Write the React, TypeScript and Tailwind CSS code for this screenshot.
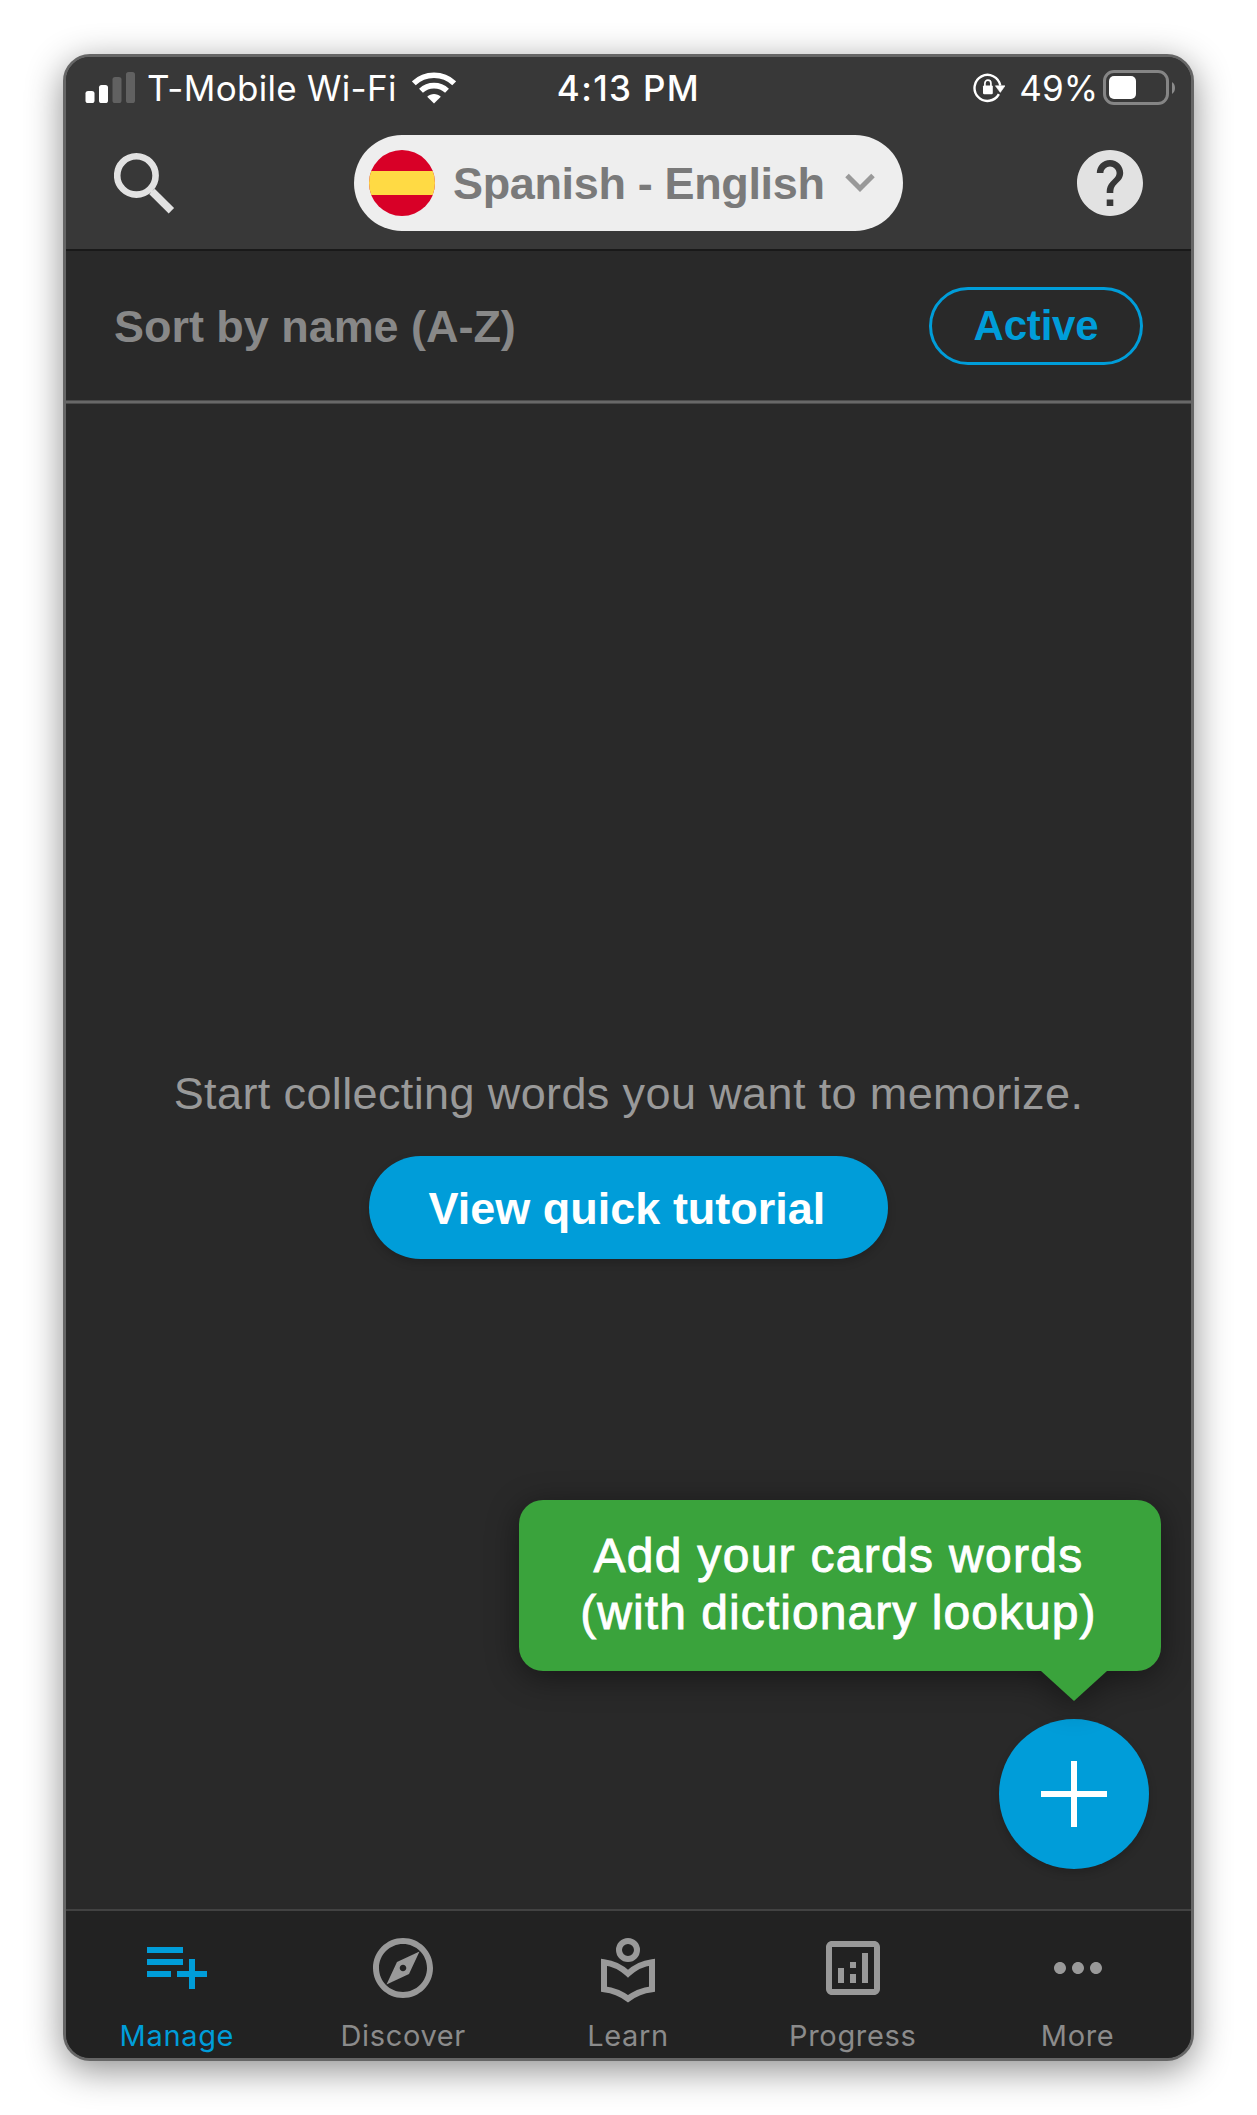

____

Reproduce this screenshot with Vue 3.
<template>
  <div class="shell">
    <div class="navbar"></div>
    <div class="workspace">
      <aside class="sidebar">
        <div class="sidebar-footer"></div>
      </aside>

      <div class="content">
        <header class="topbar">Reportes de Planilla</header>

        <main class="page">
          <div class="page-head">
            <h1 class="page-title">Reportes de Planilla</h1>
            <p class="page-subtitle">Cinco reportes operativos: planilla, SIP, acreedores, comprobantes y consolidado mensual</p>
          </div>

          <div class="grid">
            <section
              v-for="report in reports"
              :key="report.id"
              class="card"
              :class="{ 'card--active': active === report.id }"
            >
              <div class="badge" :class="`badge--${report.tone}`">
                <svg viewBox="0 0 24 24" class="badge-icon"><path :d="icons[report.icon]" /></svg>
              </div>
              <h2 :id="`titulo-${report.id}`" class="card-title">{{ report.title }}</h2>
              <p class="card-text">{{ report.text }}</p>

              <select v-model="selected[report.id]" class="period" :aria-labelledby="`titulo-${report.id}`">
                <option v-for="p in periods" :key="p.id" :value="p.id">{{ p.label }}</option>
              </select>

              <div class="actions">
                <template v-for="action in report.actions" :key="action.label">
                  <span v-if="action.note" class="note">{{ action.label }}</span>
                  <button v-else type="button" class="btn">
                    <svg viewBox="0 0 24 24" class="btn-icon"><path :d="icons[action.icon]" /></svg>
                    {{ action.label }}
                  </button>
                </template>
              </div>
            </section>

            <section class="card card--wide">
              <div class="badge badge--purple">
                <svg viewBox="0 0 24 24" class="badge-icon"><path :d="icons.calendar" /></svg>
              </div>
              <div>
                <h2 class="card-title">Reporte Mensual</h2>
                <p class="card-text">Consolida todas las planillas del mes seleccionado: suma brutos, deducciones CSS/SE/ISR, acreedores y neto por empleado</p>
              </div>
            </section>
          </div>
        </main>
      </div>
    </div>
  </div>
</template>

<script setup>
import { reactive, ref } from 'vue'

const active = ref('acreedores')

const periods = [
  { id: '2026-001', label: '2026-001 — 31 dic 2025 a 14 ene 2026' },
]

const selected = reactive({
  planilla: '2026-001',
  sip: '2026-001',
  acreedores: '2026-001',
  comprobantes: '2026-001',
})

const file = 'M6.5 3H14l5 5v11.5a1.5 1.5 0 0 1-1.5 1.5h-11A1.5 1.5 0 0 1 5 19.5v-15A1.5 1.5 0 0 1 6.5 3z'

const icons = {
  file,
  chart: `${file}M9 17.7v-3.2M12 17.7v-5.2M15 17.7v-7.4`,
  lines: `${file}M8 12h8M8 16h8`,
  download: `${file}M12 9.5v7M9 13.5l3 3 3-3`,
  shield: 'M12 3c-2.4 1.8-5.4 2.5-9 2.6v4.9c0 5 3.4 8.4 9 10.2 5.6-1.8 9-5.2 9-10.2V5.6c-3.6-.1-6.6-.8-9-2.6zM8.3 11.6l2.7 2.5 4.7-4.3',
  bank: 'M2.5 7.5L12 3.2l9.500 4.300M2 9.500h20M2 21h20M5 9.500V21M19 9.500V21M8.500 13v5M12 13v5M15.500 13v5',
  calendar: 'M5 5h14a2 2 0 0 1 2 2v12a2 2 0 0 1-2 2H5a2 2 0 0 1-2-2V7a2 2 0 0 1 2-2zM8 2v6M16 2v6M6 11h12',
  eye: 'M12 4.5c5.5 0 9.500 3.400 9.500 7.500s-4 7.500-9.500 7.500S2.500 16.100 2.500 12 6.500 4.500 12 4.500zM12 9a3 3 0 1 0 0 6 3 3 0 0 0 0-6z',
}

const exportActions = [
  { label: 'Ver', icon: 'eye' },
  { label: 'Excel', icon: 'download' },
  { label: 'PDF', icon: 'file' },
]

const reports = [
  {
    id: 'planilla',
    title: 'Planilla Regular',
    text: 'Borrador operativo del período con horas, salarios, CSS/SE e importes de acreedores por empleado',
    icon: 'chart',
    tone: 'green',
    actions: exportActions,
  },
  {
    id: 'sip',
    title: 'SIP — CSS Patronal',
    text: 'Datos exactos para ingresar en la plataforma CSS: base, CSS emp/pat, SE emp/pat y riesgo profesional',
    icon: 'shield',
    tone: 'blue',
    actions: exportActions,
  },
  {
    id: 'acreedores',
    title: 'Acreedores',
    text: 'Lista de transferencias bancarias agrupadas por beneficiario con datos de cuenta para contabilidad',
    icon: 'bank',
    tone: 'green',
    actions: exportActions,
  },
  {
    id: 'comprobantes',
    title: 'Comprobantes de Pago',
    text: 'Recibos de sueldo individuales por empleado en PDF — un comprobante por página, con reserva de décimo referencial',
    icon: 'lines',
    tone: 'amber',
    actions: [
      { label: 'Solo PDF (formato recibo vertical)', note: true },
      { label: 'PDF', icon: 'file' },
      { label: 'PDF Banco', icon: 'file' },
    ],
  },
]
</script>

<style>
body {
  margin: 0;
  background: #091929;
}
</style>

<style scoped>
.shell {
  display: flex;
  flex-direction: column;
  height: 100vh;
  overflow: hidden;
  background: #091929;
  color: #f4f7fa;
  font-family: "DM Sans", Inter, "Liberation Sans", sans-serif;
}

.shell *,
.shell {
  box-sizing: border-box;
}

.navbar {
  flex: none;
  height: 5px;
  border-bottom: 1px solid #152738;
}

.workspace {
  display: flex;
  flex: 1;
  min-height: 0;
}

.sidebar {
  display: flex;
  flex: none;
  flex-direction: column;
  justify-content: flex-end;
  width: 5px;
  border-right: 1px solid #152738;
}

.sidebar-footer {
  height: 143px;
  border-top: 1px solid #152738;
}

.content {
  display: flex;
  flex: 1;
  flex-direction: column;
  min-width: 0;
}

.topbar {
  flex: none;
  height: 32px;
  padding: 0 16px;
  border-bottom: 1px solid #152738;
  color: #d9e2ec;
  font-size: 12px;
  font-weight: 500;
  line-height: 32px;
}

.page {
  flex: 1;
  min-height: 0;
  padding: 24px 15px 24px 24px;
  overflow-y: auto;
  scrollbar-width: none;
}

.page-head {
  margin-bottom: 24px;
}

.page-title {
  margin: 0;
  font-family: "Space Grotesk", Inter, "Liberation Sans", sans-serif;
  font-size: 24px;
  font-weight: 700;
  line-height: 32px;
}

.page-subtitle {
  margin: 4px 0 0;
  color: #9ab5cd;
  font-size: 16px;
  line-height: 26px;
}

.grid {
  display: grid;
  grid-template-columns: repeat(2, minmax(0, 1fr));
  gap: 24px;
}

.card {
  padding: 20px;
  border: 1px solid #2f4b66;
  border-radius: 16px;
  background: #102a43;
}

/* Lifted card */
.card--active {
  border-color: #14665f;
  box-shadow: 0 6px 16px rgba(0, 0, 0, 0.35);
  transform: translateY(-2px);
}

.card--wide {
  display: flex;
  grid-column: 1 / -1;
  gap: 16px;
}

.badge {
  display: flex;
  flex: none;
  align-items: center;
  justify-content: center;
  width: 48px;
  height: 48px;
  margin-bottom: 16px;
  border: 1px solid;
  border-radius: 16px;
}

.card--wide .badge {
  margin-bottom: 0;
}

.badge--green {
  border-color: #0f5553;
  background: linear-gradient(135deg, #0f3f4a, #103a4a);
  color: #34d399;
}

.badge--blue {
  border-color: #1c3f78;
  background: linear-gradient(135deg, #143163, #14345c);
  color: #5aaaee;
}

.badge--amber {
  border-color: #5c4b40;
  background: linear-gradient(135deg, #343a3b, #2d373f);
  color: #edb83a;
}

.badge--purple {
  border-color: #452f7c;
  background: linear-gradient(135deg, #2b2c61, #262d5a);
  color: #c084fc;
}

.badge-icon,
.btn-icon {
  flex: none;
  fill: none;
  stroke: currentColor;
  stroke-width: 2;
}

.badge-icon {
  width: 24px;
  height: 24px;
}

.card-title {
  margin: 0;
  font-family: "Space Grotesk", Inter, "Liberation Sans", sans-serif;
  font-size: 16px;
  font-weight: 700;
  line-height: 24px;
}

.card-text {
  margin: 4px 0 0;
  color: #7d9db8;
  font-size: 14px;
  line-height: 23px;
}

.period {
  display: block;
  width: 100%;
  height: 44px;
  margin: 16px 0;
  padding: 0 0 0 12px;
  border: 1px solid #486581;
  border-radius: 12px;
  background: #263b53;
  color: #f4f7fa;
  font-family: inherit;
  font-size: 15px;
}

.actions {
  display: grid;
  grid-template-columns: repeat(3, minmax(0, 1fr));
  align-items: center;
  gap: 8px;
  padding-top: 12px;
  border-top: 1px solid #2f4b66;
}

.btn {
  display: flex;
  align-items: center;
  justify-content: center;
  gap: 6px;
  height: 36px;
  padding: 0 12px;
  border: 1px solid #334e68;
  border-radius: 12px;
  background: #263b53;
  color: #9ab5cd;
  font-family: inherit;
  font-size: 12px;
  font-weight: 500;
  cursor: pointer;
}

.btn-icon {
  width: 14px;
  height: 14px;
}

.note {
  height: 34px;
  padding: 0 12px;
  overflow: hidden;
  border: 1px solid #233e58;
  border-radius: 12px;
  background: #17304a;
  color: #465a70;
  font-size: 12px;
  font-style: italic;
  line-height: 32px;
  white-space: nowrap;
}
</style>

____

TASK INSTRUCTIONS » Locate each line containing the string "screenshot" and show it.

COMPLETED EXERCISE »
Write the React, TypeScript and Tailwind CSS code for this screenshot.
Reproduce this screenshot with Vue 3.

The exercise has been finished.